Spark SQL date and timestamp functions
date_format(timestamp, fmt)
to_date(date_str[, fmt])
to_timestamp(timestamp_str[, fmt])
Trino Date and time functions and operators
format_datetime(timestamp, format) → varchar
parse_datetime(string, format) → timestamp with time zone
date_format(timestamp, format) → varchar
date_parse(string, format)
the most annoying fact is both have date_format
, but the representation of the format are different which simply result in silent error.
so what does it mean to be sql compliant?
The ANSI SQL standards specify qualifiers and formats for character representations of DATETIME and INTERVAL values. The standard qualifier for a DATETIME value is YEAR TO SECOND, and the standard format is as follows: YYYY-MM-DD HH:MM:SS
The standards for an INTERVAL value specify the following two classes of intervals: The YEAR TO MONTH class has the format: YYYY-MM A subset of this format is also valid: for example, just a month interval.
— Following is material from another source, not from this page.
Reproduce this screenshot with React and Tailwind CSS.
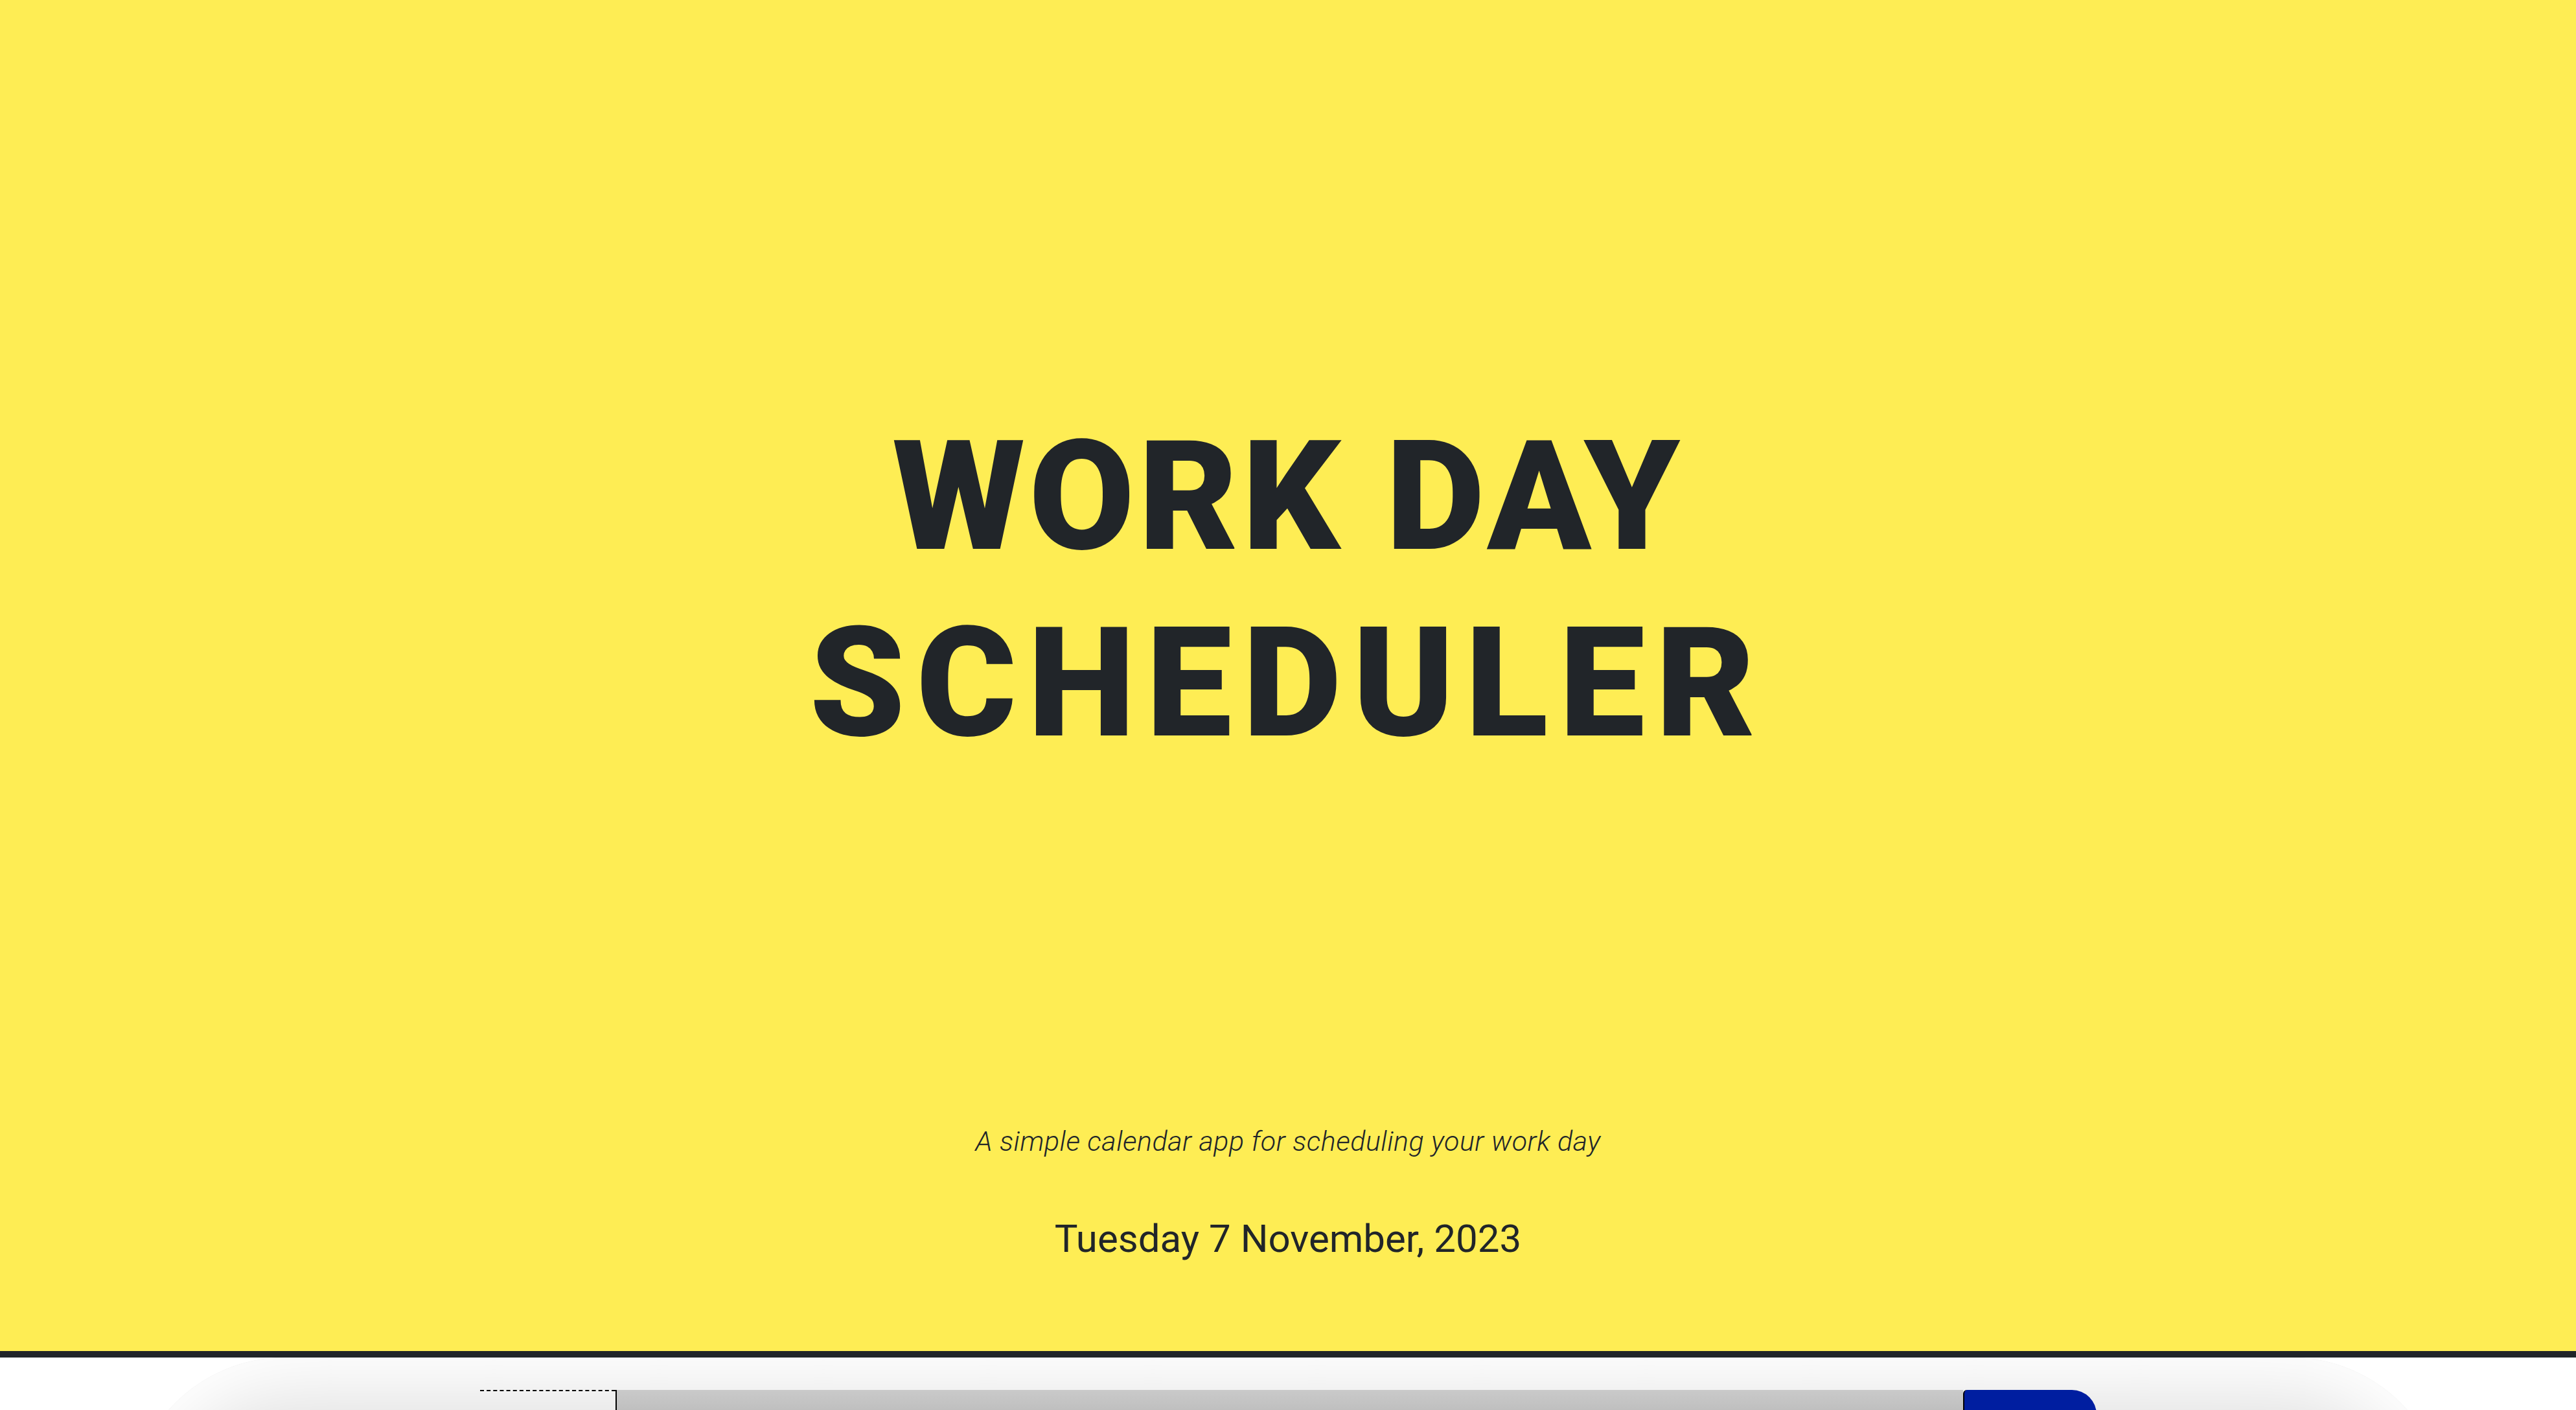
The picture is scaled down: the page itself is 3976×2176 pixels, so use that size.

The DAY TO FRACTION class has the format: DD HH:MM:SS.F Any subset of contiguous fields is also valid: for example, MINUTE TO FRACTION.
https://www.ibm.com/docs/en/informix-servers/12.10?topic=types-ansi-sql-standards-datetime-interval-values
the standard is actually about the conversion between the types, see Chapter 8 – Temporal values.
so the most portable way to convert between string and TIMESTAMP is actually CAST. for example, below query works in both Spark and Trino.
-- date to string
SELECT cast(CURRENT_DATE AS varchar(10));
-- string to date
SELECT cast('2022-10-17' AS date);